Note: If you are sure you will only have one Cassandra node (not the case for you), you could put your gc_grace_seconds to 0 for improved performance. If you put your gc_grace_seconds to 0 when you have multiple nodes, you break hinted handoff (see https://thelastpickle.com/blog/2018/03/21/hinted-handoff-gc-grace-demystified.html)
During the compaction your ssTables/partitions will be checked and potentially recreated. This is why we state you need at least double the space (worst-case). If you don’t have enough space to make your compaction happen then you can look at the options that were provided (like truncating tables).
In addition related to trend data, we store the different types of data (with different TTL e.g. Real-Time, 5-minutes, hours, …) into the same table. This means that Cassandra need much more effort to get rid of the tombstones throughout the different ssTables with the automatic triggered compaction actions (Minor compactions). This is why we trigger major compactions to ensure your disk space is reclaimed in a timely matter.
For more information on these topics:
https://cassandra.apache.org/doc/3.11.3/operating/compaction.html
FYI: The ‘Cassandra Cluster’ option in DataMiner is now released, which means you have one Cassandra Cluster for your complete DataMiner System (DMS) instead of a Cassandra Cluster for every DMA/FO-pair. With this options we also reviewed some of our data models like the data table (split up into multiple tables with different TTL) to have better performance. The ‘Cassandra Cluster’ option, will also make it possible to use the features like swarming that are on our roadmap. Keep in mind that for ‘Cassandra Cluster’, Failover is currently not supported.

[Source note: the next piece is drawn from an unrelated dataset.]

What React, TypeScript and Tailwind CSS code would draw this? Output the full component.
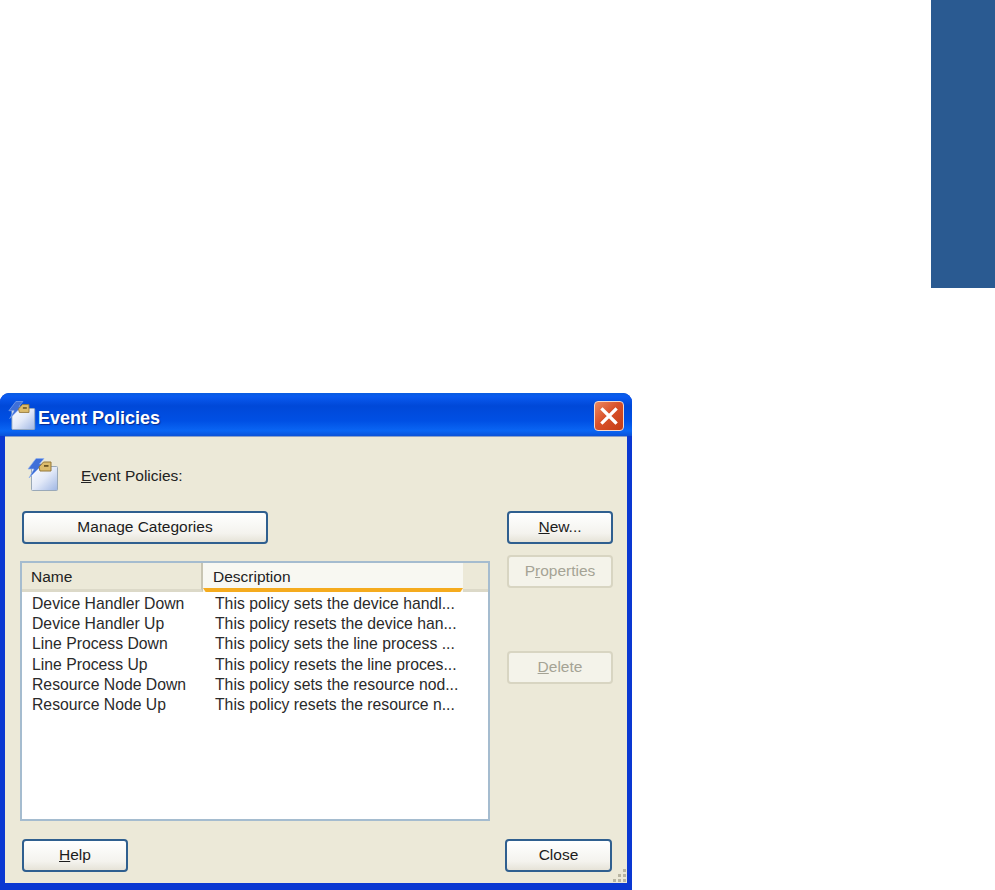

Thanks Michiel, that’s really useful information.
FYI: For Cassandra there is never an ‘active’ or an ‘inactive’ DB. You have a Cassandra Cluster that has multiple nodes. Data (rows) are divided between these nodes based on the partition columns (partition key). As we use a RF (replication factor) of 2 we have all data (rows) available on both nodes. Every node can be a coordinator for storing/retrieving data.